Defense: While it doesn’t get the pub outside of Brent Burns, this is the Sharks’ strength. It’s not as good as it could be, as for reasons he can’t even understand or explain Peter DeBoer has eschewed Joakim Ryan for the smoldering husk of Paul Martin to play with Brent Burns which is a really bad idea. The Sharks defense actually spent a lot of time on the back foot against the Ducks, though with all of the Ducks merely looking at their watch the whole series they didn’t give up a lot of good chances. You’d still take this top four, and Vlasic and Braun have a better chance at nullifying the Knights’ top line. It’s not the quickest outside of Burns, making the not-playing of Ryan even more curious, and they might have to play it cautious to keep from the Knights getting behind them a lot. Which was the Kings’ problem.

I feel like I’m done trying to explain anything that goes on with Vegas. On paper, this defense sucks. Nate Schmidt is the only one you’d want. Maybe Shea Theodore if you’ve had one too many, which is the state I assume most NHL general managers operate in. But McNabb and Engelland suck and we know this. I couldn’t pick Colin Miller or John Merrill out of a lineup. And yet because the Kings didn’t do anything other than occasionally try and spread germs to them, they were untested in the first round. You’d think they’ll get no such breaks from the far deeper Sharks, especially as Donskoi and Hertl seemed to get going in Round 1. This has to be the weak point the Sharks can exploit.

Forwards: Hanging over this series is when and if Joe Thornton will return. The real question is whether the Sharks are better without him right now. Pavelski has been a much better center than wing, and he was a pretty good wing. The Sharks play faster without Thornton, and their goal-, attempt-, and scoring chance-rates have all risen since Thornton got hurt. If the Sharks jump out to a lead in this series they can hold Thornton back even longer, though it sounds like he’s never going to be healthy. Even without him, this is a deep team. The Sharks got contributions from all four lines in their ass-stuffing of the Ducks, which has been a calling-card of the Knights. When Thornton does come back it’ll be interesting if they don’t try and simply get what they can out of him and just have him replace Eric Fehr on the fourth line. For right now, they’ve got enough.

The Knights were a little more top-heavy than the Sharks in Round 1, though given the way the Kings tried to play a Panic Room game there weren’t a lot of chances to go around. They only needed seven goals to get through. Seven goals won’t get it done here, and while the Sharks will be more open than the Kings were the Knights are going to have to get more from the likes of Eakin, Nosek, Haula, and the bottom six to get out. Because the likelihood is that Pavelski, Kane, Hertl, Donskoi are going to match whatever the Knights’ top six does.

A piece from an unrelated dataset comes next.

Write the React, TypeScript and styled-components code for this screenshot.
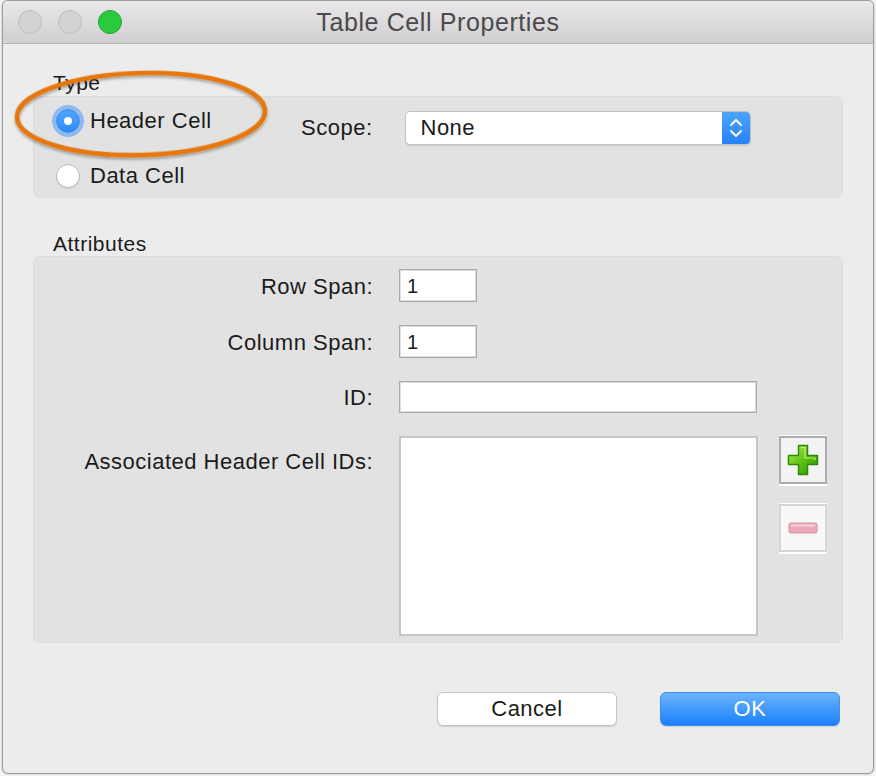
import React from "react";
import styled, { createGlobalStyle } from "styled-components";

const GlobalStyle = createGlobalStyle`
  html, body { margin: 0; padding: 0; background: #ffffff; }
  body { font-family: "Liberation Sans", Arial, sans-serif; color: #1b1b1b; }
  * { box-sizing: border-box; }
`;

const Page = styled.div`
  width: 876px;
  height: 776px;
  padding: 0 2px 2px 2px;
  background: #f4f4f4;
`;

const Window = styled.div`
  position: relative;
  width: 872px;
  height: 774px;
  background: #ececec;
  border: 1px solid #9c9c9c;
  border-radius: 6px;
  overflow: hidden;
  display: flex;
  flex-direction: column;
  box-shadow: 0 0 2px rgba(0, 0, 0, 0.35);
`;

const TitleBar = styled.div`
  height: 43px;
  flex: none;
  display: grid;
  grid-template-columns: 1fr auto 1fr;
  align-items: center;
  background: linear-gradient(#e9e7e9, #d1cfd1);
  border-bottom: 1px solid #b4b4b4;
`;

const Lights = styled.div`
  display: flex;
  gap: 16px;
  padding-left: 15px;
`;

const Light = styled.span<{ $color?: string; $edge?: string }>`
  width: 24px;
  height: 24px;
  border-radius: 50%;
  background: ${(p) => p.$color ?? "#d3d3d3"};
  border: 1px solid ${(p) => p.$edge ?? "#bdbdbd"};
`;

const Title = styled.div`
  font-size: 25px;
  color: #4a4a4a;
  letter-spacing: 0.6px;
`;

const Content = styled.div`
  flex: 1;
  display: flex;
  flex-direction: column;
  padding: 27px 30px 0 30px;
  font-size: 22px;
  letter-spacing: 0.5px;
`;

const SectionLabel = styled.div`
  font-size: 21px;
  line-height: 24px;
  padding-left: 20px;
  height: 24px;
`;

const GroupBox = styled.div`
  background: #e2e2e2;
  border: 1px solid #dbdbdb;
  border-radius: 7px;
`;

const TypeBox = styled(GroupBox)`
  margin-top: 1px;
  height: 102px;
  display: flex;
  padding: 7px 0 0 22px;
`;

const RadioColumn = styled.div`
  width: 245px;
  display: flex;
  flex-direction: column;
  gap: 21px;
`;

const RadioRow = styled.label`
  display: flex;
  align-items: center;
  height: 34px;
  gap: 10px;
`;

const Radio = styled.span<{ $on?: boolean }>`
  width: 24px;
  height: 24px;
  border-radius: 50%;
  display: flex;
  align-items: center;
  justify-content: center;
  background: ${(p) => (p.$on ? "linear-gradient(#4fa6fd, #2d8cfb)" : "#ffffff")};
  border: 1px solid ${(p) => (p.$on ? "#2f86f0" : "#b9b9b9")};
  box-shadow: ${(p) => (p.$on ? "0 0 0 4px rgba(76, 152, 245, 0.55)" : "0 1px 1px rgba(0,0,0,0.08)")};
`;

const Dot = styled.span`
  width: 8px;
  height: 8px;
  border-radius: 50%;
  background: #ffffff;
`;

const ScopeRow = styled.div`
  margin-top: 7px;
  height: 34px;
  display: flex;
  align-items: center;
  gap: 32px;
`;

const Label = styled.span`
  white-space: nowrap;
`;

const Select = styled.div`
  width: 346px;
  height: 34px;
  display: flex;
  background: #ffffff;
  border: 1px solid #c3c3c3;
  border-radius: 5px;
  box-shadow: 0 1px 1px rgba(0, 0, 0, 0.12);
  overflow: hidden;
`;

const SelectText = styled.span`
  flex: 1;
  line-height: 32px;
  padding-left: 15px;
`;

const SelectArrows = styled.span`
  width: 28px;
  display: flex;
  align-items: center;
  justify-content: center;
  background: linear-gradient(#4ea4fd, #2582f7);
`;

const AttrLabel = styled(SectionLabel)`
  margin-top: 34px;
`;

const AttrBox = styled(GroupBox)`
  height: 387px;
  padding: 12px 0 0 0;
  display: grid;
  grid-template-columns: 339px 358px 70px;
  column-gap: 26px;
  row-gap: 23px;
  grid-template-rows: 33px 33px 32px 200px;
  align-items: center;
`;

const FieldLabel = styled.span<{ $top?: boolean }>`
  text-align: right;
  white-space: nowrap;
  align-self: ${(p) => (p.$top ? "start" : "center")};
  padding-top: ${(p) => (p.$top ? "13px" : "2px")};
`;

const TextInput = styled.div<{ $w?: number; $h?: number }>`
  width: ${(p) => p.$w ?? 358}px;
  height: ${(p) => p.$h ?? 33}px;
  background: #ffffff;
  border: 1px solid #a9a9a9;
  box-shadow: inset 0 0 0 1px #dedede;
  font-size: 20px;
  line-height: 33px;
  padding-left: 7px;
  grid-column: 2;
`;

const ListBox = styled.div`
  width: 359px;
  height: 200px;
  background: #ffffff;
  border: 2px solid #c6c6c6;
  grid-column: 2;
  align-self: start;
`;

const ListButtons = styled.div`
  grid-column: 3;
  align-self: start;
  display: flex;
  flex-direction: column;
  gap: 20px;
  margin-left: -4px;
`;

const IconButton = styled.div<{ $muted?: boolean }>`
  width: 48px;
  height: 48px;
  display: flex;
  align-items: center;
  justify-content: center;
  background: ${(p) => (p.$muted ? "#f8f8f8" : "#f3f3f3")};
  border: 2px solid ${(p) => (p.$muted ? "#d6d6d6" : "#adadad")};
  box-shadow: 0 -1px 0 #ffffff, 0 1px 0 #ffffff, 0 2px 0 #ffffff;
`;

const Footer = styled.div`
  display: flex;
  justify-content: flex-end;
  gap: 43px;
  padding: 49px 3px 0 0;
`;

const Button = styled.div<{ $primary?: boolean }>`
  width: 180px;
  height: 34px;
  border-radius: 6px;
  display: flex;
  align-items: center;
  justify-content: center;
  color: ${(p) => (p.$primary ? "#ffffff" : "#1b1b1b")};
  background: ${(p) => (p.$primary ? "linear-gradient(#6db4fb, #1a80fb)" : "#ffffff")};
  border: 1px solid ${(p) => (p.$primary ? "#3f8ff0" : "#c4c4c4")};
  box-shadow: 0 1px 1px rgba(0, 0, 0, 0.12);
`;

const Annotation = styled.svg`
  position: absolute;
  left: 8px;
  top: 66px;
  pointer-events: none;
`;

function Chevrons() {
  return (
    <svg width="16" height="24" viewBox="0 0 16 24">
      <path d="M3 9 L8 4 L13 9" fill="none" stroke="#fff" strokeWidth="2" strokeLinecap="round" strokeLinejoin="round" />
      <path d="M3 15 L8 20 L13 15" fill="none" stroke="#fff" strokeWidth="2" strokeLinecap="round" strokeLinejoin="round" />
    </svg>
  );
}

function PlusIcon() {
  return (
    <svg width="32" height="32" viewBox="0 0 32 32">
      <defs>
        <linearGradient id="pg" x1="0" y1="0" x2="1" y2="1">
          <stop offset="0" stopColor="#b9f04a" />
          <stop offset="0.5" stopColor="#5cc214" />
          <stop offset="1" stopColor="#2f8f05" />
        </linearGradient>
      </defs>
      <path
        d="M11.5 1.5 H20.5 V11.5 H30.5 V20.5 H20.5 V30.5 H11.5 V20.5 H1.5 V11.5 H11.5 Z"
        fill="url(#pg)"
        stroke="#2e8a08"
        strokeWidth="1.5"
        strokeLinejoin="round"
      />
      <path d="M14 3.5 H18 V14 H28 V16" fill="none" stroke="#d9ff8a" strokeWidth="1.2" opacity="0.8" />
    </svg>
  );
}

function MinusIcon() {
  return (
    <svg width="32" height="14" viewBox="0 0 32 14">
      <rect x="2" y="2" width="28" height="10" rx="1.5" fill="#e9a9b8" stroke="#d592a2" strokeWidth="1" />
      <rect x="4" y="3.5" width="24" height="2" fill="#f6d3dc" />
    </svg>
  );
}

export default function App() {
  return (
    <>
      <GlobalStyle />
      <Page>
        <Window>
          <TitleBar>
            <Lights>
              <Light />
              <Light />
              <Light $color="#29c940" $edge="#1fab30" />
            </Lights>
            <Title>Table Cell Properties</Title>
            <span />
          </TitleBar>
          <Content>
            <SectionLabel>Type</SectionLabel>
            <TypeBox>
              <RadioColumn>
                <RadioRow>
                  <Radio $on>
                    <Dot />
                  </Radio>
                  Header Cell
                </RadioRow>
                <RadioRow>
                  <Radio />
                  Data Cell
                </RadioRow>
              </RadioColumn>
              <ScopeRow>
                <Label>Scope:</Label>
                <Select>
                  <SelectText>None</SelectText>
                  <SelectArrows>
                    <Chevrons />
                  </SelectArrows>
                </Select>
              </ScopeRow>
            </TypeBox>

            <AttrLabel>Attributes</AttrLabel>
            <AttrBox>
              <FieldLabel>Row Span:</FieldLabel>
              <TextInput $w={78}>1</TextInput>
              <span />
              <FieldLabel>Column Span:</FieldLabel>
              <TextInput $w={78}>1</TextInput>
              <span />
              <FieldLabel>ID:</FieldLabel>
              <TextInput $h={32} />
              <span />
              <FieldLabel $top>Associated Header Cell IDs:</FieldLabel>
              <ListBox />
              <ListButtons>
                <IconButton>
                  <PlusIcon />
                </IconButton>
                <IconButton $muted>
                  <MinusIcon />
                </IconButton>
              </ListButtons>
            </AttrBox>

            <Footer>
              <Button>Cancel</Button>
              <Button $primary>OK</Button>
            </Footer>
          </Content>
          <Annotation width="264" height="100" viewBox="0 0 264 100">
            <defs>
              <filter id="sh" x="-10%" y="-20%" width="120%" height="140%">
                <feDropShadow dx="0" dy="2" stdDeviation="1.5" floodColor="#000" floodOpacity="0.35" />
              </filter>
            </defs>
            <ellipse
              cx="130"
              cy="47"
              rx="124"
              ry="41"
              transform="rotate(-1.5 130 47)"
              fill="none"
              stroke="#e5770e"
              strokeWidth="4.5"
              filter="url(#sh)"
            />
          </Annotation>
        </Window>
      </Page>
    </>
  );
}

Prediction: This one’s going to go a while, because both goalies are playing too well to see either team get out of this in four or five. Each will get at least one goalie win. And while everything seems to be breaking the Knights’ way, I trust the Sharks’ defense and bottom six more than theirs. The Sharks also probably get an emotional boost from Thornton’s return, especially as it looks like it’ll happen, in whatever form, at home in Game 3 or 4. Sharks in 6.